Gaji yang rendah sering kali berkaitan dengan pekerjaan yang lebih berisiko, baik dari segi kesehatan fisik maupun mental. Pekerja yang terjebak dalam lingkaran gaji rendah juga cenderung lebih rentan terhadap stres. Stres berkepanjangan ini dapat berkontribusi pada berbagai isu kesehatan, termasuk gejala depresi, kelelahan, dan masalah kardiovaskular.
Hasil penelitian menunjukkan bahwa pekerja berpendapatan rendah sering melaporkan kondisi kesehatan yang buruk dibandingkan dengan rekan-rekan mereka yang mendapatkan upah lebih tinggi. Mereka juga lebih mungkin mengalami gejala depresi dan bahkan lebih jarang memiliki asuransi kesehatan yang memadai, yang dapat melindungi mereka dari risiko kesehatan yang lebih besar.
Menurut para peneliti, "Upah adalah faktor risiko yang dapat diubah dan ditindaklanjuti untuk meningkatkan kesehatan dan mengurangi ketidaksetaraan". Ini menunjukkan bahwa kebijakan yang berkaitan dengan peningkatan gaji bisa menjadi langkah awal yang strategis. Meningkatkan upah bukan hanya sekadar memberikan keuntungan finansial, tetapi juga merupakan investasi dalam kesehatan masyarakat yang lebih baik.

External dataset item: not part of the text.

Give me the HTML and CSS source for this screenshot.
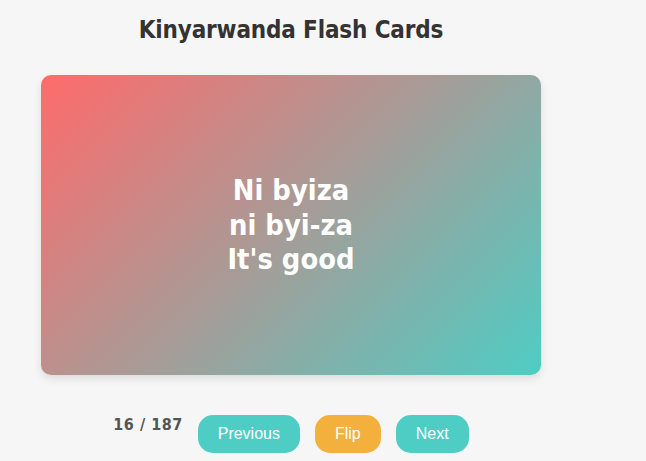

Walau dalam dua tahun terakhir ada pergeseran dalam komposisi pasar tenaga kerja yang menyebabkan kenaikan upah di AS, kenaikan tersebut sering kali tidak cukup untuk melawan inflasi yang merangkak naik. Menurut data Indeks Biaya Ketenagakerjaan yang dirilis oleh Biro Statistik Tenaga Kerja AS, ketika disesuaikan dengan inflasi, upah sebenarnya turun sekitar 1,2 persen dalam setahun. Ini menjadi berita buruk bagi pekerja yang sudah berada dalam situasi keuangan yang sulit.
Kenaikan upah yang dilaporkan lebih besar umumnya hanya terasa bagi pekerja dengan penghasilan rendah dan menengah, khususnya dari sektor rekreasi dan perhotelan. Namun, banyak dari mereka tetap merasakan ketidakadilan dalam distribusi pendapatan. Bahkan dengan kenaikan upah, pendapatan rumah tangga tetap tidak seimbang, dan pekerja dalam kategori ini terus terjebak dalam situasi yang merugikan akibat inflasi yang meningkat.